La première réalisation commune est la centrale de Daya Bay dans la province du Guangdong, mise en service en 1993. Puis ce sera Ling Ao entre 1995 et 2002, et enfin le grand projet de Taishan, qui a donné le jour au premier EPR en fonctionnement au monde en 2018, jusqu’au partenariat en pays tiers, au Royaume-Uni, avec notamment le projet Hinkley Point C.
« Pour revenir sur le début, Daya Bay, c’est probablement le plus beau projet de l’histoire industrielle mondiale”, se souvient Hervé Machenaud, aujourd’hui à la retraite, qui occupait de 1984 à 1989 pour EDF le poste directeur technique pour la construction de la première centrale nucléaire chinoise. “La Chine a confié à la France la responsabilité de la construction de cette centrale avec une garantie de bonne fin et EDF s’est engagée à ce que la centrale soit construite, ce qui, en 1984, dans le contexte international de l’époque, était quand même un pari », ajoute-t-il avant de conclure, « et donc EDF a fait confiance à la Chine et la Chine a fait confiance à EDF ».
Après avoir connu un âge d’or dans les années 1970-1980, et malgré ses succès en Chine, le nucléaire français fait face depuis plusieurs années à des perspectives plus sombres. En cause, les déboires d’Areva (ancien nom du géant français Orano), de la construction de l’EPR de Flamanville (France) et d’Olkiluoto (Finlande), auquels est venu s’ajouter un courant d’opinion anti-nucléaire, réactivé par l’accident de la centrale de Fukushima Daiichi au Japon.
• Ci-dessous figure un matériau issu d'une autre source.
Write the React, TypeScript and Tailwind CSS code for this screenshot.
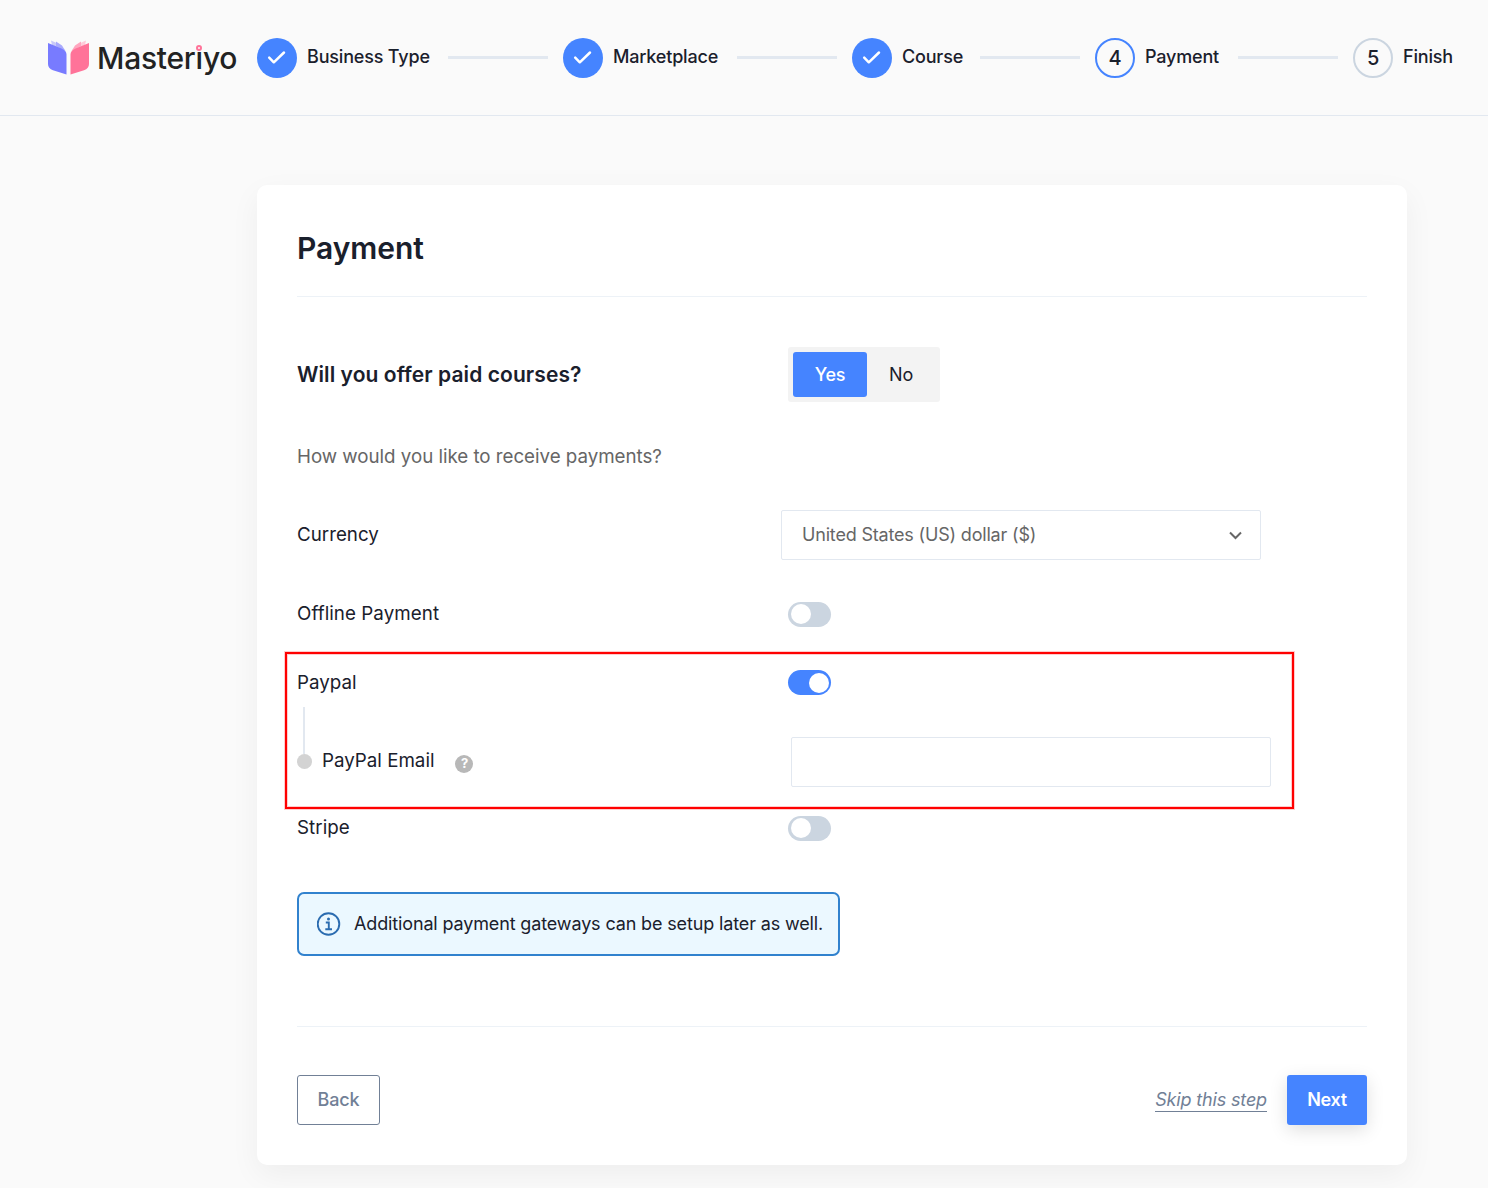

Mais au tournant des années 2020, l’énergie nucléaire est vue comme nécessaire dans le mix énergétique comme dans la stratégie de décarbonation française. Ce virage est annoncé par le président français Emmanuel Macron le 12 octobre 2021, dans le cadre du plan d’investissement « France 2030 », avec une enveloppe d’un milliard d’euros s’ajoutant aux 470 millions d’euros alloués à la filière nucléaire dans le cadre du plan de relance. Cette dynamique du nucléaire se retrouve dans l’ensemble de l’Europe, comme cela a été mis en lumière avec le succès de la dernière édition de la WNE (World Nuclear Exhibition, le plus grand salon mondial du nucléaire) qui s’est tenue à Paris en novembre 2023, mettant aussi en évidence l’intérêt pour tous de collaborer. Toutefois, cette volonté de faire repartir le nucléaire se heurte à de nombreux obstacles. En effet, en dix ans, la filière française a perdu beaucoup de savoir-faire.
Avec un programme nucléaire ambitieux, la Chine est de son côté devenue une actrice majeure de cette industrie. “Après avoir lancé dix nouvelles constructions en 2022, ce sont de nouveau dix nouvelles constructions qui ont été lancées en 2023”, note Fabrice Fourcade, actuel délégué général d’EDF en Chine, soulignant le développement fulgurant du parc nucléaire chinois, devenu l’un des plus importants au monde.
« Globalement, dans le monde pour le nucléaire, aujourd’hui, de plus en plus de gens prennent conscience que le nucléaire est un instrument utile et même par endroits indispensable, on va dire, à la décarbonation de nos économies, à la lutte contre le changement, contre le changement climatique. Et à coup sûr, dans ce contexte-là, le partenariat nucléaire entre la France et la Chine doit se poursuivre et se consolider », plaide-t-il.
« On était le professeur et maintenant l’élève a dépassé le maître, » constate quant à lui Philippe Taurin, arrivé pour la première fois en Chine en 1993 pour le démarrage de la centrale de Daya Bay en tant que conseiller des ingénieurs sûreté, qui se souvient avec nostalgie du “démarrage”, lorsque les Français ont « mis le pied à l’étrier » des Chinois. « Après, ils ont eu l’intelligence de vouloir s’approprier la conception et puis d’être autonomes, » ajoute celui qui fut de 2014 à 2018 directeur général adjoint de la centrale de Taishan.
Face à cette reconfiguration, un partenariat nucléaire sino-français inversé pourrait-il être envisagé? « La France a besoin de l’expérience de la Chine dans le domaine de la construction des centrales. Et donc, la France a apporté son expérience au moment où la Chine en avait besoin. La Chine pourrait apporter son expérience au moment où la France en a besoin, » estime Hervé Machenaud, qui fut directeur de la branche Asie-Pacifique d’EDF entre 2002 et 2016.
« Idéalement, il faudrait refaire une coopération franco-chinoise à grande échelle pour plusieurs raisons. D’abord parce que les Chinois savent faire du nucléaire, comme nous les Français, on était très bons dans les années 1970-1980, comme les Américains étaient très bons dans les années 1950-1960, c’est la Chine qui sait faire et ça veut dire qu’elle fait moins cher que nous, beaucoup moins cher que nous, » insiste Félix Torres, historien spécialiste de l’histoire d’entreprise en France, auteur de « Le Chemin partagé. Une histoire d’EDF en Chine (1983-2011) ».
Après 40 ans de confiance réciproque, le partenariat sino-français dans le nucléaire se poursuivra-t-il ? C’est en tout cas le sens des accords qui ont été signés entre EDF et ses partenaires chinois CGN et CNNC le 6 avril dernier, au Grand Palais du Peuple, lors de la visite d’Emmanuel Macron en Chine. Quant à l’esprit pionnier, après avoir été la première à investir dans le nucléaire en Chine, la France a aussi été la première dans l’éolien maritime chinois en 2021. Un nouveau chapitre à suivre.